Exercise aim | Transcribe every line, keeping it exact.
########################################
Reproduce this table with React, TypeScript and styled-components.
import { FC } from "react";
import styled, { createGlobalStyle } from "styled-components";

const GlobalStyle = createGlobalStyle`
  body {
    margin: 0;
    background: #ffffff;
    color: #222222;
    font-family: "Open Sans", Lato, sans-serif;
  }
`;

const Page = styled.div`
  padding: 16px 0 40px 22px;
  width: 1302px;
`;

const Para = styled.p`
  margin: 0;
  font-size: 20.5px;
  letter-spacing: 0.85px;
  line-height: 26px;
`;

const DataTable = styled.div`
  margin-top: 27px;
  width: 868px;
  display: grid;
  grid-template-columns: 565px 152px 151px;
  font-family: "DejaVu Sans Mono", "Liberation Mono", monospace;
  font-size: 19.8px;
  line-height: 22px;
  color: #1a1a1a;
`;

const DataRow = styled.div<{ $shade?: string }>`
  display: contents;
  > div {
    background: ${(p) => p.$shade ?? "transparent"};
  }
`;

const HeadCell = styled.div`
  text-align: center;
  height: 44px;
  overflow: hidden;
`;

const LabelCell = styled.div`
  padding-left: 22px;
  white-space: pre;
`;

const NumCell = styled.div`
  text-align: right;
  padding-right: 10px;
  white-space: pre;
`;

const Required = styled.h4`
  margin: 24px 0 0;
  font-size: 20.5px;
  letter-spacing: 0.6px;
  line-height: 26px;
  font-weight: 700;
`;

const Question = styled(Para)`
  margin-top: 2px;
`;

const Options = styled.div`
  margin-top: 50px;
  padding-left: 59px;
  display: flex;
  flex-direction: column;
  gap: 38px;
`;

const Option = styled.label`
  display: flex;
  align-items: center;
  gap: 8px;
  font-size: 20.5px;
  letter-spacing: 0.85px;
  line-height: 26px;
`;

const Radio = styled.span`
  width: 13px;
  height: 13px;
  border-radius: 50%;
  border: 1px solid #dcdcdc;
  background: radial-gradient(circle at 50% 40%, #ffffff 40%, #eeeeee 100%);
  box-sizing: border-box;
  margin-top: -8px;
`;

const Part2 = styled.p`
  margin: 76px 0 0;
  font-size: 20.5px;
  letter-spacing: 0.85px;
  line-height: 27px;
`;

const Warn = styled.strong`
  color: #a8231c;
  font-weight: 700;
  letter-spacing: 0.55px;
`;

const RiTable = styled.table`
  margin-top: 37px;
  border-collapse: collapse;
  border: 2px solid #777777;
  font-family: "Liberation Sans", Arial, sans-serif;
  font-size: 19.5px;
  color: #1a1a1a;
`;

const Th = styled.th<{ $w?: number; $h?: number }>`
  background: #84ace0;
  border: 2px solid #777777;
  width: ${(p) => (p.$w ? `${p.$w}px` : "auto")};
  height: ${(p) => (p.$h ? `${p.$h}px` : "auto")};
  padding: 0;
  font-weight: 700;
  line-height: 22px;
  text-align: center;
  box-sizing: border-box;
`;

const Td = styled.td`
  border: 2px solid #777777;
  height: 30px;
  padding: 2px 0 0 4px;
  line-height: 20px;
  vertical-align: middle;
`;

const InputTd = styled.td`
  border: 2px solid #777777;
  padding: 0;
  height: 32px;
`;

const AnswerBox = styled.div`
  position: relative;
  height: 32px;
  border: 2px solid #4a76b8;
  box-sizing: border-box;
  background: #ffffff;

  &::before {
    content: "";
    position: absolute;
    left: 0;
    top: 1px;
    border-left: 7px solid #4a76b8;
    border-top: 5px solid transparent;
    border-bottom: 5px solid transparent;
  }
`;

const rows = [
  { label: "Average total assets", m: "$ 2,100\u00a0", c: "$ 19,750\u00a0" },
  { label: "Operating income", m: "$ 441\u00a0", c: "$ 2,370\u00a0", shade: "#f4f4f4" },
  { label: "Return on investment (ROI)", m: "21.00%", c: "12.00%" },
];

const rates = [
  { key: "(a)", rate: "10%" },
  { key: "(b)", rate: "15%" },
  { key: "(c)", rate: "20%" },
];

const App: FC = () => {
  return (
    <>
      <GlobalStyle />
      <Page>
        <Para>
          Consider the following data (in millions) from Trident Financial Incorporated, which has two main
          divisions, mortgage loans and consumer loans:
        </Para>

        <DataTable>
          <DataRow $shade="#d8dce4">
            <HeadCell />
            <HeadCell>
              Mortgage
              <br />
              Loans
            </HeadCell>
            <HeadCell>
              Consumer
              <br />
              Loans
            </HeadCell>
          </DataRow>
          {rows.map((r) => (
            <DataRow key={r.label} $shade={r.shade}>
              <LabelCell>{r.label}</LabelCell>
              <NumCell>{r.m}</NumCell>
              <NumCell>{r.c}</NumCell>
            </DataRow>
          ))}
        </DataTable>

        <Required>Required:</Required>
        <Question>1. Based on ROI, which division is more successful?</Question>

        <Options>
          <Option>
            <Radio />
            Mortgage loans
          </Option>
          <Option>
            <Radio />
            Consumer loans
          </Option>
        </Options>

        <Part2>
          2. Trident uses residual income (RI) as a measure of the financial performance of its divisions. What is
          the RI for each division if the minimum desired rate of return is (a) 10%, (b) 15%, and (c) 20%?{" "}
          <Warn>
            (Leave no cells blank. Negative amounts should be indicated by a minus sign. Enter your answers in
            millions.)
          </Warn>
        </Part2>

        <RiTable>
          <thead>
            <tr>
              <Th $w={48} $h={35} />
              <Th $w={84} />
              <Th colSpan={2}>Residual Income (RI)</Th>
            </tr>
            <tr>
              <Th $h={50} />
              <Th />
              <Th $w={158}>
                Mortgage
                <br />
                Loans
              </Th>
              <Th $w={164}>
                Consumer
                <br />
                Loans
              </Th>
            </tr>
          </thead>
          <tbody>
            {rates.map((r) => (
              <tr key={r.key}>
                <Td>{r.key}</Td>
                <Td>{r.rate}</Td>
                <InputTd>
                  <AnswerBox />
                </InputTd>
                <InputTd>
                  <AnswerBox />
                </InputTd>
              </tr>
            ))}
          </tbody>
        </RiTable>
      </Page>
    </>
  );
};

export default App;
########################################
Response below |
Reproduce this table with React, TypeScript and styled-components.
import { FC } from "react";
import styled, { createGlobalStyle } from "styled-components";

const GlobalStyle = createGlobalStyle`
  body {
    margin: 0;
    background: #ffffff;
    color: #222222;
    font-family: "Open Sans", Lato, sans-serif;
  }
`;

const Page = styled.div`
  padding: 16px 0 40px 22px;
  width: 1302px;
`;

const Para = styled.p`
  margin: 0;
  font-size: 20.5px;
  letter-spacing: 0.85px;
  line-height: 26px;
`;

const DataTable = styled.div`
  margin-top: 27px;
  width: 868px;
  display: grid;
  grid-template-columns: 565px 152px 151px;
  font-family: "DejaVu Sans Mono", "Liberation Mono", monospace;
  font-size: 19.8px;
  line-height: 22px;
  color: #1a1a1a;
`;

const DataRow = styled.div<{ $shade?: string }>`
  display: contents;
  > div {
    background: ${(p) => p.$shade ?? "transparent"};
  }
`;

const HeadCell = styled.div`
  text-align: center;
  height: 44px;
  overflow: hidden;
`;

const LabelCell = styled.div`
  padding-left: 22px;
  white-space: pre;
`;

const NumCell = styled.div`
  text-align: right;
  padding-right: 10px;
  white-space: pre;
`;

const Required = styled.h4`
  margin: 24px 0 0;
  font-size: 20.5px;
  letter-spacing: 0.6px;
  line-height: 26px;
  font-weight: 700;
`;

const Question = styled(Para)`
  margin-top: 2px;
`;

const Options = styled.div`
  margin-top: 50px;
  padding-left: 59px;
  display: flex;
  flex-direction: column;
  gap: 38px;
`;

const Option = styled.label`
  display: flex;
  align-items: center;
  gap: 8px;
  font-size: 20.5px;
  letter-spacing: 0.85px;
  line-height: 26px;
`;

const Radio = styled.span`
  width: 13px;
  height: 13px;
  border-radius: 50%;
  border: 1px solid #dcdcdc;
  background: radial-gradient(circle at 50% 40%, #ffffff 40%, #eeeeee 100%);
  box-sizing: border-box;
  margin-top: -8px;
`;

const Part2 = styled.p`
  margin: 76px 0 0;
  font-size: 20.5px;
  letter-spacing: 0.85px;
  line-height: 27px;
`;

const Warn = styled.strong`
  color: #a8231c;
  font-weight: 700;
  letter-spacing: 0.55px;
`;

const RiTable = styled.table`
  margin-top: 37px;
  border-collapse: collapse;
  border: 2px solid #777777;
  font-family: "Liberation Sans", Arial, sans-serif;
  font-size: 19.5px;
  color: #1a1a1a;
`;

const Th = styled.th<{ $w?: number; $h?: number }>`
  background: #84ace0;
  border: 2px solid #777777;
  width: ${(p) => (p.$w ? `${p.$w}px` : "auto")};
  height: ${(p) => (p.$h ? `${p.$h}px` : "auto")};
  padding: 0;
  font-weight: 700;
  line-height: 22px;
  text-align: center;
  box-sizing: border-box;
`;

const Td = styled.td`
  border: 2px solid #777777;
  height: 30px;
  padding: 2px 0 0 4px;
  line-height: 20px;
  vertical-align: middle;
`;

const InputTd = styled.td`
  border: 2px solid #777777;
  padding: 0;
  height: 32px;
`;

const AnswerBox = styled.div`
  position: relative;
  height: 32px;
  border: 2px solid #4a76b8;
  box-sizing: border-box;
  background: #ffffff;

  &::before {
    content: "";
    position: absolute;
    left: 0;
    top: 1px;
    border-left: 7px solid #4a76b8;
    border-top: 5px solid transparent;
    border-bottom: 5px solid transparent;
  }
`;

const rows = [
  { label: "Average total assets", m: "$ 2,100\u00a0", c: "$ 19,750\u00a0" },
  { label: "Operating income", m: "$ 441\u00a0", c: "$ 2,370\u00a0", shade: "#f4f4f4" },
  { label: "Return on investment (ROI)", m: "21.00%", c: "12.00%" },
];

const rates = [
  { key: "(a)", rate: "10%" },
  { key: "(b)", rate: "15%" },
  { key: "(c)", rate: "20%" },
];

const App: FC = () => {
  return (
    <>
      <GlobalStyle />
      <Page>
        <Para>
          Consider the following data (in millions) from Trident Financial Incorporated, which has two main
          divisions, mortgage loans and consumer loans:
        </Para>

        <DataTable>
          <DataRow $shade="#d8dce4">
            <HeadCell />
            <HeadCell>
              Mortgage
              <br />
              Loans
            </HeadCell>
            <HeadCell>
              Consumer
              <br />
              Loans
            </HeadCell>
          </DataRow>
          {rows.map((r) => (
            <DataRow key={r.label} $shade={r.shade}>
              <LabelCell>{r.label}</LabelCell>
              <NumCell>{r.m}</NumCell>
              <NumCell>{r.c}</NumCell>
            </DataRow>
          ))}
        </DataTable>

        <Required>Required:</Required>
        <Question>1. Based on ROI, which division is more successful?</Question>

        <Options>
          <Option>
            <Radio />
            Mortgage loans
          </Option>
          <Option>
            <Radio />
            Consumer loans
          </Option>
        </Options>

        <Part2>
          2. Trident uses residual income (RI) as a measure of the financial performance of its divisions. What is
          the RI for each division if the minimum desired rate of return is (a) 10%, (b) 15%, and (c) 20%?{" "}
          <Warn>
            (Leave no cells blank. Negative amounts should be indicated by a minus sign. Enter your answers in
            millions.)
          </Warn>
        </Part2>

        <RiTable>
          <thead>
            <tr>
              <Th $w={48} $h={35} />
              <Th $w={84} />
              <Th colSpan={2}>Residual Income (RI)</Th>
            </tr>
            <tr>
              <Th $h={50} />
              <Th />
              <Th $w={158}>
                Mortgage
                <br />
                Loans
              </Th>
              <Th $w={164}>
                Consumer
                <br />
                Loans
              </Th>
            </tr>
          </thead>
          <tbody>
            {rates.map((r) => (
              <tr key={r.key}>
                <Td>{r.key}</Td>
                <Td>{r.rate}</Td>
                <InputTd>
                  <AnswerBox />
                </InputTd>
                <InputTd>
                  <AnswerBox />
                </InputTd>
              </tr>
            ))}
          </tbody>
        </RiTable>
      </Page>
    </>
  );
};

export default App;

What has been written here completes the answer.